THE PROBLEM:
Transcribe every line exactly and omit anything that is a picture.

INFORMATION SUPPLIED:
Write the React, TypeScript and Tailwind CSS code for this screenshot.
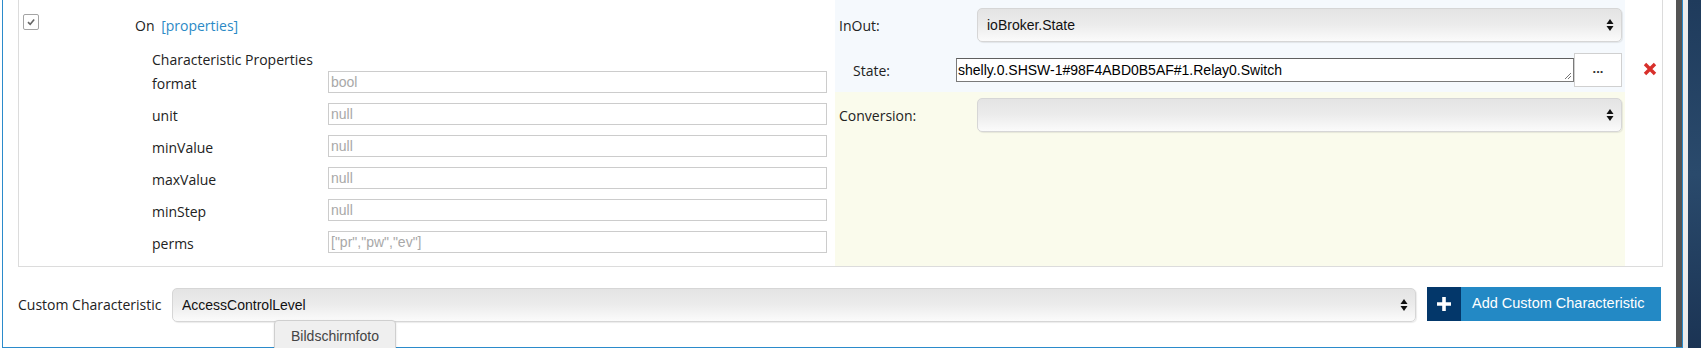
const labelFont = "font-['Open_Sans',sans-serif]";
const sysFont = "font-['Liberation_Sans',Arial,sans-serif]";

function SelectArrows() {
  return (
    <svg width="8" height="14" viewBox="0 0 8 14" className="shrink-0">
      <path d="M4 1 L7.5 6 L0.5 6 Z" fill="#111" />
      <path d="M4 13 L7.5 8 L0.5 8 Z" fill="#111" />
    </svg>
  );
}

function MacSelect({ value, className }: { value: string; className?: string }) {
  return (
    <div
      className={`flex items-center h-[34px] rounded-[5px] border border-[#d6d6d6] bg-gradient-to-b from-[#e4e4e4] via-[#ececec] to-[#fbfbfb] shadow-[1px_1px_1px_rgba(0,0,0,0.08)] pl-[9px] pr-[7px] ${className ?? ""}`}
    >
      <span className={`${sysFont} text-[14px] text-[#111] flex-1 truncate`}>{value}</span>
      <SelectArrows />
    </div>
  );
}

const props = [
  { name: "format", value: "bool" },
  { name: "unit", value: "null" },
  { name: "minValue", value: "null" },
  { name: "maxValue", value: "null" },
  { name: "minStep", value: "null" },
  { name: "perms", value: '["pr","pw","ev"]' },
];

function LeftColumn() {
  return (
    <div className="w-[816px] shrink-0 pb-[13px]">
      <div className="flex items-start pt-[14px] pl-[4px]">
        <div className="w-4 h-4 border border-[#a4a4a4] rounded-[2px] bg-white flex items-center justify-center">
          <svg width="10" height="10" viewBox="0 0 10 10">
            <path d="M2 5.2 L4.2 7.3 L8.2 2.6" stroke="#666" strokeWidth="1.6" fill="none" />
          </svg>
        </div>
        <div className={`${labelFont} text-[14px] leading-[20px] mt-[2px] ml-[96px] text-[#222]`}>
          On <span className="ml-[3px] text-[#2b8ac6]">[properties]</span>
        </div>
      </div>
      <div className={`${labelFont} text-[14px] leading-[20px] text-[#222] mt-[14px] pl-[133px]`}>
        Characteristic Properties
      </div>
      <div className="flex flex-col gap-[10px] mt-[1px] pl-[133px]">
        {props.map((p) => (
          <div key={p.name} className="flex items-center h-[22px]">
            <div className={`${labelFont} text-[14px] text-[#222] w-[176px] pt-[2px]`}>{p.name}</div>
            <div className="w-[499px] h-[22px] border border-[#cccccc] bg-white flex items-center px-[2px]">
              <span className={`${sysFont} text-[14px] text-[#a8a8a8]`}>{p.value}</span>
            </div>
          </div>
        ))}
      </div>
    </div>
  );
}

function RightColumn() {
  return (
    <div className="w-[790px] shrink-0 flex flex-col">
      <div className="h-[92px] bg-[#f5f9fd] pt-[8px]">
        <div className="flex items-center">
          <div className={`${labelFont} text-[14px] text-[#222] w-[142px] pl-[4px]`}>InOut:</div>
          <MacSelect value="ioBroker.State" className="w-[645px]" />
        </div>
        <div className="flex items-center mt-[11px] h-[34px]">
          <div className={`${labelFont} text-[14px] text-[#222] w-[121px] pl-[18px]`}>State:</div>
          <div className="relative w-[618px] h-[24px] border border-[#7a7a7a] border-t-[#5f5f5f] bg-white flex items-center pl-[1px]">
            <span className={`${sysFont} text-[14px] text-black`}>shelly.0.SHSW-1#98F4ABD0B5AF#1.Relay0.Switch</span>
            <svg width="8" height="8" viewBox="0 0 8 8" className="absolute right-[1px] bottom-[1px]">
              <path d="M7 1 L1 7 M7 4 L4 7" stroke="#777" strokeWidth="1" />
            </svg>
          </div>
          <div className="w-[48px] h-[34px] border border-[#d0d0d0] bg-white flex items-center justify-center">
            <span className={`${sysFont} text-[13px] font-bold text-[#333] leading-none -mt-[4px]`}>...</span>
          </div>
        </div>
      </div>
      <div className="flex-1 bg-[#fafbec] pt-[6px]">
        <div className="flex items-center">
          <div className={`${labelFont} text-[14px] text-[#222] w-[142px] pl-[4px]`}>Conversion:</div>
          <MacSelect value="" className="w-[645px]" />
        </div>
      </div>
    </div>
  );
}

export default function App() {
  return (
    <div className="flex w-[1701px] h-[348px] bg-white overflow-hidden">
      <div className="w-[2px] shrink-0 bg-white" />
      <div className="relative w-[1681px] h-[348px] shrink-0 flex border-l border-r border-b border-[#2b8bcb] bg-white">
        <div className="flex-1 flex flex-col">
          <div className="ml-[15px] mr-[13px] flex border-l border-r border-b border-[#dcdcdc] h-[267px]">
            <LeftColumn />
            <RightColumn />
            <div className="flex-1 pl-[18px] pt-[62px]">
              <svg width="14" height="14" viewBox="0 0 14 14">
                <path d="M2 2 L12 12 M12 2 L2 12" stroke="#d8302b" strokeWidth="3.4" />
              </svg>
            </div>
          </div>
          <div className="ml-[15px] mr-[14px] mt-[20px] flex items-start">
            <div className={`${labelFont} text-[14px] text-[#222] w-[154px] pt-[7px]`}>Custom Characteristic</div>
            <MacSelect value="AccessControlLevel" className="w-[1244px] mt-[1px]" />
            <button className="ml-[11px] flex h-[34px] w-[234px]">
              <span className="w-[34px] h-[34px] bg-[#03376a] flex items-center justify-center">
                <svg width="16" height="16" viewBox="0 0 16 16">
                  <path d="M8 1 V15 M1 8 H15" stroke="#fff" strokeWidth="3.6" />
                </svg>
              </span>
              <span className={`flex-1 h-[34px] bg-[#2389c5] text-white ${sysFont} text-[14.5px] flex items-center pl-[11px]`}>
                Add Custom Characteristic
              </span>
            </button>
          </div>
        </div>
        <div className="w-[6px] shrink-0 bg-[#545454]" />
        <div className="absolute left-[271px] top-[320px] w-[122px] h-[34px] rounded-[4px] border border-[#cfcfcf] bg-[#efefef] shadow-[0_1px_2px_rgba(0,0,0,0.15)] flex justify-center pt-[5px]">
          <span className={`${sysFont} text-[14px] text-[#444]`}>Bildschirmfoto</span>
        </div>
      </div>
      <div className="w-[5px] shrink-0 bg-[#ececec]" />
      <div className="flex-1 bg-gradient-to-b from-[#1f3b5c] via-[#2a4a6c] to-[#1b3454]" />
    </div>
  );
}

WRITTEN SOLUTION:
Write the React, TypeScript and Tailwind CSS code for this screenshot.
const labelFont = "font-['Open_Sans',sans-serif]";
const sysFont = "font-['Liberation_Sans',Arial,sans-serif]";

function SelectArrows() {
  return (
    <svg width="8" height="14" viewBox="0 0 8 14" className="shrink-0">
      <path d="M4 1 L7.5 6 L0.5 6 Z" fill="#111" />
      <path d="M4 13 L7.5 8 L0.5 8 Z" fill="#111" />
    </svg>
  );
}

function MacSelect({ value, className }: { value: string; className?: string }) {
  return (
    <div
      className={`flex items-center h-[34px] rounded-[5px] border border-[#d6d6d6] bg-gradient-to-b from-[#e4e4e4] via-[#ececec] to-[#fbfbfb] shadow-[1px_1px_1px_rgba(0,0,0,0.08)] pl-[9px] pr-[7px] ${className ?? ""}`}
    >
      <span className={`${sysFont} text-[14px] text-[#111] flex-1 truncate`}>{value}</span>
      <SelectArrows />
    </div>
  );
}

const props = [
  { name: "format", value: "bool" },
  { name: "unit", value: "null" },
  { name: "minValue", value: "null" },
  { name: "maxValue", value: "null" },
  { name: "minStep", value: "null" },
  { name: "perms", value: '["pr","pw","ev"]' },
];

function LeftColumn() {
  return (
    <div className="w-[816px] shrink-0 pb-[13px]">
      <div className="flex items-start pt-[14px] pl-[4px]">
        <div className="w-4 h-4 border border-[#a4a4a4] rounded-[2px] bg-white flex items-center justify-center">
          <svg width="10" height="10" viewBox="0 0 10 10">
            <path d="M2 5.2 L4.2 7.3 L8.2 2.6" stroke="#666" strokeWidth="1.6" fill="none" />
          </svg>
        </div>
        <div className={`${labelFont} text-[14px] leading-[20px] mt-[2px] ml-[96px] text-[#222]`}>
          On <span className="ml-[3px] text-[#2b8ac6]">[properties]</span>
        </div>
      </div>
      <div className={`${labelFont} text-[14px] leading-[20px] text-[#222] mt-[14px] pl-[133px]`}>
        Characteristic Properties
      </div>
      <div className="flex flex-col gap-[10px] mt-[1px] pl-[133px]">
        {props.map((p) => (
          <div key={p.name} className="flex items-center h-[22px]">
            <div className={`${labelFont} text-[14px] text-[#222] w-[176px] pt-[2px]`}>{p.name}</div>
            <div className="w-[499px] h-[22px] border border-[#cccccc] bg-white flex items-center px-[2px]">
              <span className={`${sysFont} text-[14px] text-[#a8a8a8]`}>{p.value}</span>
            </div>
          </div>
        ))}
      </div>
    </div>
  );
}

function RightColumn() {
  return (
    <div className="w-[790px] shrink-0 flex flex-col">
      <div className="h-[92px] bg-[#f5f9fd] pt-[8px]">
        <div className="flex items-center">
          <div className={`${labelFont} text-[14px] text-[#222] w-[142px] pl-[4px]`}>InOut:</div>
          <MacSelect value="ioBroker.State" className="w-[645px]" />
        </div>
        <div className="flex items-center mt-[11px] h-[34px]">
          <div className={`${labelFont} text-[14px] text-[#222] w-[121px] pl-[18px]`}>State:</div>
          <div className="relative w-[618px] h-[24px] border border-[#7a7a7a] border-t-[#5f5f5f] bg-white flex items-center pl-[1px]">
            <span className={`${sysFont} text-[14px] text-black`}>shelly.0.SHSW-1#98F4ABD0B5AF#1.Relay0.Switch</span>
            <svg width="8" height="8" viewBox="0 0 8 8" className="absolute right-[1px] bottom-[1px]">
              <path d="M7 1 L1 7 M7 4 L4 7" stroke="#777" strokeWidth="1" />
            </svg>
          </div>
          <div className="w-[48px] h-[34px] border border-[#d0d0d0] bg-white flex items-center justify-center">
            <span className={`${sysFont} text-[13px] font-bold text-[#333] leading-none -mt-[4px]`}>...</span>
          </div>
        </div>
      </div>
      <div className="flex-1 bg-[#fafbec] pt-[6px]">
        <div className="flex items-center">
          <div className={`${labelFont} text-[14px] text-[#222] w-[142px] pl-[4px]`}>Conversion:</div>
          <MacSelect value="" className="w-[645px]" />
        </div>
      </div>
    </div>
  );
}

export default function App() {
  return (
    <div className="flex w-[1701px] h-[348px] bg-white overflow-hidden">
      <div className="w-[2px] shrink-0 bg-white" />
      <div className="relative w-[1681px] h-[348px] shrink-0 flex border-l border-r border-b border-[#2b8bcb] bg-white">
        <div className="flex-1 flex flex-col">
          <div className="ml-[15px] mr-[13px] flex border-l border-r border-b border-[#dcdcdc] h-[267px]">
            <LeftColumn />
            <RightColumn />
            <div className="flex-1 pl-[18px] pt-[62px]">
              <svg width="14" height="14" viewBox="0 0 14 14">
                <path d="M2 2 L12 12 M12 2 L2 12" stroke="#d8302b" strokeWidth="3.4" />
              </svg>
            </div>
          </div>
          <div className="ml-[15px] mr-[14px] mt-[20px] flex items-start">
            <div className={`${labelFont} text-[14px] text-[#222] w-[154px] pt-[7px]`}>Custom Characteristic</div>
            <MacSelect value="AccessControlLevel" className="w-[1244px] mt-[1px]" />
            <button className="ml-[11px] flex h-[34px] w-[234px]">
              <span className="w-[34px] h-[34px] bg-[#03376a] flex items-center justify-center">
                <svg width="16" height="16" viewBox="0 0 16 16">
                  <path d="M8 1 V15 M1 8 H15" stroke="#fff" strokeWidth="3.6" />
                </svg>
              </span>
              <span className={`flex-1 h-[34px] bg-[#2389c5] text-white ${sysFont} text-[14.5px] flex items-center pl-[11px]`}>
                Add Custom Characteristic
              </span>
            </button>
          </div>
        </div>
        <div className="w-[6px] shrink-0 bg-[#545454]" />
        <div className="absolute left-[271px] top-[320px] w-[122px] h-[34px] rounded-[4px] border border-[#cfcfcf] bg-[#efefef] shadow-[0_1px_2px_rgba(0,0,0,0.15)] flex justify-center pt-[5px]">
          <span className={`${sysFont} text-[14px] text-[#444]`}>Bildschirmfoto</span>
        </div>
      </div>
      <div className="w-[5px] shrink-0 bg-[#ececec]" />
      <div className="flex-1 bg-gradient-to-b from-[#1f3b5c] via-[#2a4a6c] to-[#1b3454]" />
    </div>
  );
}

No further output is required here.